It's almost illegal to be poor

http://www.nytimes.com/2009/08/09/opinion/09ehrenreich.html?pagewanted=all

This op/ed is what I thought of when I read about the homeless man put in jail for stealing a couple of candy bars.

Why does the Bus Riders Union care? Because it estimates that 80 percent of the “truants,” especially those who are black or Latino, are merely late for school, thanks to the way that over-filled buses whiz by them without stopping. I met people in Los Angeles who told me they keep their children home if there’s the slightest chance of their being late. It’s an ingenious anti-truancy policy that discourages parents from sending their youngsters to school.

The pattern is to curtail financing for services that might help the poor while ramping up law enforcement: starve school and public transportation budgets, then make truancy illegal. Shut down public housing, then make it a crime to be homeless. Be sure to harass street vendors when there are few other opportunities for employment. The experience of the poor, and especially poor minorities, comes to resemble that of a rat in a cage scrambling to avoid erratically administered electric shocks.

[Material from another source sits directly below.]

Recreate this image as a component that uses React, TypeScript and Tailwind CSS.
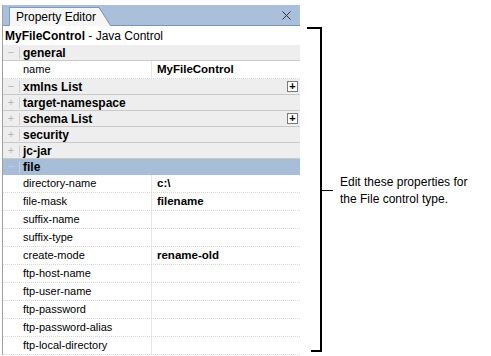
import React from 'react'

type Row =
  | { kind: 'group'; label: string; open: boolean; plus?: boolean; active?: boolean }
  | { kind: 'prop'; name: string; value?: string }

const rows: Row[] = [
  { kind: 'group', label: 'general', open: true },
  { kind: 'prop', name: 'name', value: 'MyFileControl' },
  { kind: 'group', label: 'xmlns List', open: true, plus: true },
  { kind: 'group', label: 'target-namespace', open: false },
  { kind: 'group', label: 'schema List', open: false, plus: true },
  { kind: 'group', label: 'security', open: false },
  { kind: 'group', label: 'jc-jar', open: false },
  { kind: 'group', label: 'file', open: true, active: true },
  { kind: 'prop', name: 'directory-name', value: 'c:\\' },
  { kind: 'prop', name: 'file-mask', value: 'filename' },
  { kind: 'prop', name: 'suffix-name' },
  { kind: 'prop', name: 'suffix-type' },
  { kind: 'prop', name: 'create-mode', value: 'rename-old' },
  { kind: 'prop', name: 'ftp-host-name' },
  { kind: 'prop', name: 'ftp-user-name' },
  { kind: 'prop', name: 'ftp-password' },
  { kind: 'prop', name: 'ftp-password-alias' },
  { kind: 'prop', name: 'ftp-local-directory' }
]

function GroupRow({ label, open, plus, active }: { label: string; open: boolean; plus?: boolean; active?: boolean }) {
  return (
    <div
      className={`flex items-center h-[16px] border-b ${
        active ? 'bg-[#a7bdd8] border-[#a7bdd8]' : 'bg-[#eeeeee] border-[#c9c9c9]'
      }`}
    >
      <div className={`w-[16px] text-center text-[11px] leading-none ${active ? 'text-[#c3d2e4]' : 'text-[#b4b4b4]'}`}>
        {open ? '−' : '+'}
      </div>
      <div className={`w-px h-[12px] ${active ? 'bg-[#c3d2e4]' : 'bg-[#cfcfcf]'}`} />
      <div className="ml-[3px] flex-1 text-[12px] font-bold text-black leading-none">{label}</div>
      {plus && (
        <div className="mr-[2px] w-[11px] h-[11px] border border-[#7a7a7a] bg-white flex items-center justify-center text-[11px] font-bold leading-none text-black">
          +
        </div>
      )}
    </div>
  )
}

function PropRow({ name, value }: { name: string; value?: string }) {
  return (
    <div className="flex h-[18px] border-b border-dotted border-[#d6d6d6] bg-white">
      <div className="w-[148px] pl-[20px] flex items-center text-[11px] text-black">{name}</div>
      <div className="w-px bg-[#e6e6e6]" />
      <div className="flex-1 pl-[5px] flex items-center text-[11.5px] font-bold text-black">{value}</div>
    </div>
  )
}

export default function App() {
  return (
    <div className="w-[491px] h-[356px] bg-white flex items-start overflow-hidden font-['Liberation_Sans',Arial,sans-serif]">
      <div className="mt-[5px] ml-[2px] w-[298px] border-l border-[#a0a0a0]">
        <div className="flex h-[21px] bg-[#a9bfda]">
          <div className="w-[6px] border-b border-[#7896bb]" />
          <div className="flex items-end">
            <div className="h-[19px] pl-[6px] pr-[2px] bg-[#f6f6f6] border-l border-t border-[#7f9cbf] text-[12px] text-black flex items-center">
              Property Editor
            </div>
            <svg width="13" height="19" viewBox="0 0 13 19" className="block">
              <polygon points="0,0.5 1,0.5 12.5,18 12.5,19 0,19" fill="#f6f6f6" />
              <polyline points="0,0.5 1,0.5 12.5,18.5 13,18.5" fill="none" stroke="#6f8fb6" strokeWidth="1" />
            </svg>
          </div>
          <div className="flex-1 border-b border-[#7896bb] flex items-center justify-end pr-[9px]">
            <svg width="9" height="9" viewBox="0 0 9 9">
              <path d="M0.5 0.5 L8.5 8.5 M8.5 0.5 L0.5 8.5" stroke="#333" strokeWidth="1" />
            </svg>
          </div>
        </div>
        <div className="h-[19px] flex items-center pl-[2px] text-[12px] text-black bg-white">
          <span className="font-bold">MyFileControl</span>
          <span className="whitespace-pre"> - Java Control</span>
        </div>
        {rows.map((r, i) =>
          r.kind === 'group' ? (
            <GroupRow key={i} label={r.label} open={r.open} plus={r.plus} active={r.active} />
          ) : (
            <PropRow key={i} name={r.name} value={r.value} />
          )
        )}
      </div>

      <div className="ml-[7px] mt-[27px] flex items-start">
        <div className="w-[13px] h-[325px] flex flex-col justify-between">
          <div className="h-[2px] bg-black" />
          <div className="h-[2px] w-[9px] self-end bg-black" />
        </div>
        <div className="w-[2px] h-[325px] bg-black" />
        <div className="mt-[163px] w-[11px] h-[1px] bg-black" />
        <div className="ml-[7px] mt-[147px] text-[12px] leading-[17px] text-black">
          Edit these properties for
          <br />
          the File control type.
        </div>
      </div>
    </div>
  )
}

And if you should make the mistake of trying to escape via a brief marijuana-induced high, it’s “gotcha” all over again, because that of course is illegal too. One result is our staggering level of incarceration, the highest in the world. Today the same number of Americans — 2.3 million — reside in prison as in public housing.

Meanwhile, the public housing that remains has become ever more prisonlike, with residents subjected to drug testing and random police sweeps. The safety net, or what’s left of it, has been transformed into a dragnet.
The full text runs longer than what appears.